Data segment:
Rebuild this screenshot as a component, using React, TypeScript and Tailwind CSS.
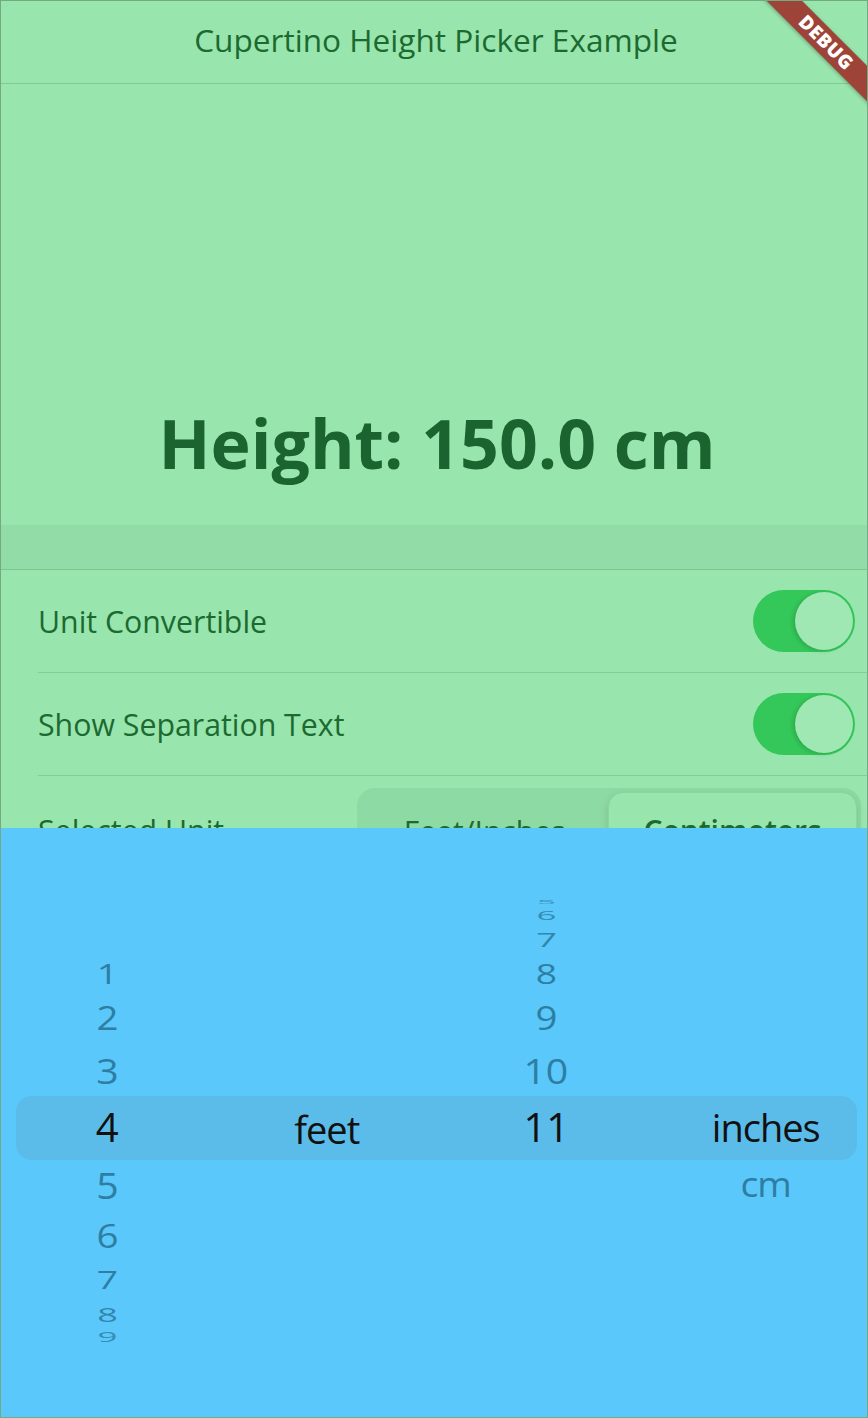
import React from "react";

type Item = { t: string; dy: number; sy: number; sx: number; sel?: boolean; o?: number; word?: boolean };

const col1: Item[] = [
  { t: "1", dy: 146, sy: 0.66, sx: 0.93 },
  { t: "2", dy: 44, sy: 0.81, sx: 0.96 },
  { t: "3", dy: 53, sy: 0.88, sx: 0.98 },
  { t: "4", dy: 56, sy: 1, sx: 1, sel: true },
  { t: "5", dy: 58, sy: 0.9, sx: 0.98 },
  { t: "6", dy: 51, sy: 0.81, sx: 0.96 },
  { t: "7", dy: 43, sy: 0.65, sx: 0.93 },
  { t: "8", dy: 35, sy: 0.5, sx: 0.9, o: 0.9 },
  { t: "9", dy: 23, sy: 0.35, sx: 0.87, o: 0.8 },
];

const col2: Item[] = [{ t: "feet", dy: 301, sy: 1, sx: 1, sel: true, word: true }];

const col3: Item[] = [
  { t: "5", dy: 74, sy: 0.14, sx: 0.85, o: 0.7 },
  { t: "6", dy: 13, sy: 0.33, sx: 0.87, o: 0.8 },
  { t: "7", dy: 24, sy: 0.52, sx: 0.9, o: 0.9 },
  { t: "8", dy: 35, sy: 0.66, sx: 0.93 },
  { t: "9", dy: 44, sy: 0.81, sx: 0.96 },
  { t: "10", dy: 53, sy: 0.88, sx: 0.98 },
  { t: "11", dy: 56, sy: 1, sx: 1, sel: true },
];

const col4: Item[] = [
  { t: "inches", dy: 299, sy: 1, sx: 1, sel: true, word: true },
  { t: "cm", dy: 56, sy: 0.9, sx: 0.98, word: true },
];

function Wheel({ items, className }: { items: Item[]; className?: string }) {
  return (
    <div className={`flex flex-col ${className ?? ""}`}>
      {items.map((it, i) => (
        <div
          key={i}
          className="h-0 flex items-center justify-center"
          style={{ marginTop: it.dy }}
        >
          <span
            className={`block leading-none whitespace-nowrap ${
              it.word ? "text-[38px] tracking-[-1px]" : "text-[40px]"
            } ${it.sel ? "text-[#111111]" : "text-[#2e7ea3]"}`}
            style={{ transform: `scale(${it.sx}, ${it.sy})`, opacity: it.o ?? 1 }}
          >
            {it.t}
          </span>
        </div>
      ))}
    </div>
  );
}

function Toggle() {
  return (
    <div className="w-[102px] h-[62px] rounded-full bg-[#34c759] p-[2px] flex justify-end items-center">
      <div className="w-[58px] h-[58px] rounded-full bg-[#9fe8b4] shadow-[-2px_1px_4px_rgba(0,0,0,0.15)]" />
    </div>
  );
}

export default function App() {
  return (
    <div className="relative w-[868px] h-[1418px] overflow-hidden border border-black/25 bg-[#98e5ae] font-['Open_Sans',sans-serif]">
      {/* Header */}
      <div className="h-[83px] border-b border-[#84c898] flex items-center justify-center pb-[5px] pl-[4px]">
        <span className="text-[31.6px] leading-none text-[#1d6a30]">
          Cupertino Height Picker Example
        </span>
      </div>

      {/* Height display */}
      <div className="h-[441px] flex justify-center pt-[325px] pl-[6px]">
        <span className="text-[68px] leading-none font-bold text-[#1b642f]">
          Height: 150.0 cm
        </span>
      </div>

      {/* Section strip */}
      <div className="h-[45px] bg-[#91dca7] border-b border-[#7fc492]" />

      {/* Rows */}
      <div className="pl-[37px]">
        <div className="h-[103px] border-b border-[#83cd99] flex items-center justify-between pr-[12px]">
          <span className="text-[30.3px] leading-none text-[#1d6a30] mt-[3px]">Unit Convertible</span>
          <Toggle />
        </div>
      </div>
      <div className="pl-[37px]">
        <div className="h-[103px] border-b border-[#83cd99] flex items-center justify-between pr-[12px]">
          <span className="text-[30.3px] leading-none text-[#1d6a30] mt-[3px]">Show Separation Text</span>
          <Toggle />
        </div>
      </div>
      <div className="pl-[37px] h-[52px] overflow-hidden">
        <div className="h-[110px] flex items-center justify-between pr-[6px]">
          <span className="text-[30.3px] leading-none text-[#1d6a30]">Selected Unit</span>
          <div className="w-[504px] h-[86px] rounded-[18px] bg-[#8edaa4] p-[4px] flex">
            <div className="flex-1 flex items-center justify-center text-[30px] leading-none text-[#1d6a30]">
              Feet/Inches
            </div>
            <div className="flex-1 rounded-[15px] bg-[#98e5ae] border border-[#89d69f] shadow-[0_3px_8px_rgba(0,0,0,0.12)] flex items-center justify-center text-[30px] leading-none font-semibold text-[#1d6a30]">
              Centimeters
            </div>
          </div>
        </div>
      </div>

      {/* Picker sheet */}
      <div className="relative h-[589px] bg-[#5ac8fa]">
        <div className="absolute left-[15px] right-[10px] top-[268px] h-[64px] rounded-[16px] bg-[#5bbce9]" />
        <div className="relative grid grid-cols-4">
          <Wheel items={col1} className="pr-[4px]" />
          <Wheel items={col2} className="pl-[2px]" />
          <Wheel items={col3} className="pl-[8px]" />
          <Wheel items={col4} className="pl-[14px]" />
        </div>
      </div>

      {/* Debug banner */}
      <div className="absolute left-[705px] top-[29px] w-[240px] h-[25px] rotate-45 bg-[#9e4337] shadow-[0_1px_4px_rgba(0,0,0,0.3)] flex items-center justify-center">
        <span className="text-white text-[19px] font-extrabold leading-none tracking-[0.5px]">DEBUG</span>
      </div>
    </div>
  );
}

What the task requires: Repeat, with no pictures, each line from the beginning of the data through the line containing "string; dy: number;", inclusive.

Answer for this exercise:
Rebuild this screenshot as a component, using React, TypeScript and Tailwind CSS.
import React from "react";

type Item = { t: string; dy: number; sy: number; sx: number; sel?: boolean; o?: number; word?: boolean };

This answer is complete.